The truth of the matter is, you can never know enough mathematics. To a physicist, mathematics is a toolbox. Before attacking a particular problem, you should have the necessary tools for the job. There are some tools (such as calculus) that should be in any physicist's toolbox, but as they specialize, they will add extra tools needed for the specific problems at hand.
When I first formally studied Physics in high school, I started by examining kinematics with algebra. This generally worked because the curriculum stuck to simpler topics which algebra could handle, if the physics were approached intelligently (e.g. ignoring friction assuming g was constant over the altitude of a projectile, etc.). However when I learned calculus a whole new appreciation for kinematics (and physics in general) blossomed. I went from being able to do the problems (most of the time) to truly having a feel for what was going on. For this reason I have always felt that calculus is the keystone necessary for deep physics understanding. With quantum mechanics and relativity, it also helps to have an appreciation of probability and statistics, but even here the mathematical techniques of these disciplines are not as necessary as calculus, in my opinion. You can get a pretty good sense of warped 4 D space time with out knowing what eigenvalues are, for example.

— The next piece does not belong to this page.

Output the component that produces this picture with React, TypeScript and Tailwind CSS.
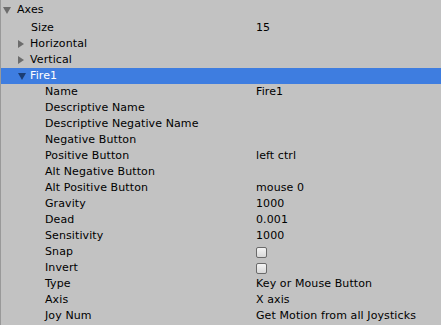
import React from "react";

const fields: { label: string; value?: string; check?: boolean }[] = [
  { label: "Name", value: "Fire1" },
  { label: "Descriptive Name" },
  { label: "Descriptive Negative Name" },
  { label: "Negative Button" },
  { label: "Positive Button", value: "left ctrl" },
  { label: "Alt Negative Button" },
  { label: "Alt Positive Button", value: "mouse 0" },
  { label: "Gravity", value: "1000" },
  { label: "Dead", value: "0.001" },
  { label: "Sensitivity", value: "1000" },
  { label: "Snap", check: true },
  { label: "Invert", check: true },
  { label: "Type", value: "Key or Mouse Button" },
  { label: "Axis", value: "X axis" },
  { label: "Joy Num", value: "Get Motion from all Joysticks" },
];

const Right = () => (
  <svg width="6" height="8" viewBox="0 0 6 8" className="shrink-0">
    <path d="M0 0 L6 4 L0 8 Z" fill="#6c6c6c" />
  </svg>
);

const Down = ({ color }: { color: string }) => (
  <svg width="8" height="7" viewBox="0 0 8 7" className="shrink-0">
    <path d="M0 0 L8 0 L4 7 Z" fill={color} />
  </svg>
);

const Checkbox = () => (
  <div className="w-[11px] h-[11px] rounded-[2px] border border-[#6a6a6a] bg-gradient-to-b from-[#f4f4f4] to-[#d8d8d8]" />
);

export default function App() {
  return (
    <div
      className="w-[441px] h-[325px] pt-[2px] bg-[#c2c2c2] border-l border-[#999999] text-[11px] tracking-[0.1px] text-black overflow-hidden"
      style={{ fontFamily: '"DejaVu Sans", Verdana, sans-serif' }}
    >
      <div className="h-4 flex items-center pl-[2px] gap-[6px]">
        <Down color="#6c6c6c" />
        <span>Axes</span>
      </div>
      <div className="h-4 mt-0.5 flex items-center">
        <span className="w-[255px] pl-[30px]">Size</span>
        <span>15</span>
      </div>
      <div className="h-4 flex items-center pl-[17px] gap-[6px]">
        <Right />
        <span>Horizontal</span>
      </div>
      <div className="h-4 flex items-center pl-[17px] gap-[6px]">
        <Right />
        <span>Vertical</span>
      </div>
      <div className="h-4 flex items-center pl-[17px] gap-[4px] bg-[#3e7de0] text-white">
        <Down color="#1b3d73" />
        <span>Fire1</span>
      </div>
      {fields.map((f) => (
        <div key={f.label} className="h-4 flex items-center">
          <span className="w-[255px] pl-[44px] shrink-0">{f.label}</span>
          {f.check ? <Checkbox /> : <span>{f.value}</span>}
        </div>
      ))}
    </div>
  );
}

Mathematics is crucial to analysis in many fields of endeavor, so don't limit your studies based on this answer - keep learning and pursue many branches of math! It will train your mind as well as open the doors to success.
Classical Mechanics - Calculus
Each new development in physics often requires a new branch of mathematics. I would say that the older maths are the most widely used in physics now such as calculus - so are probably the most useful.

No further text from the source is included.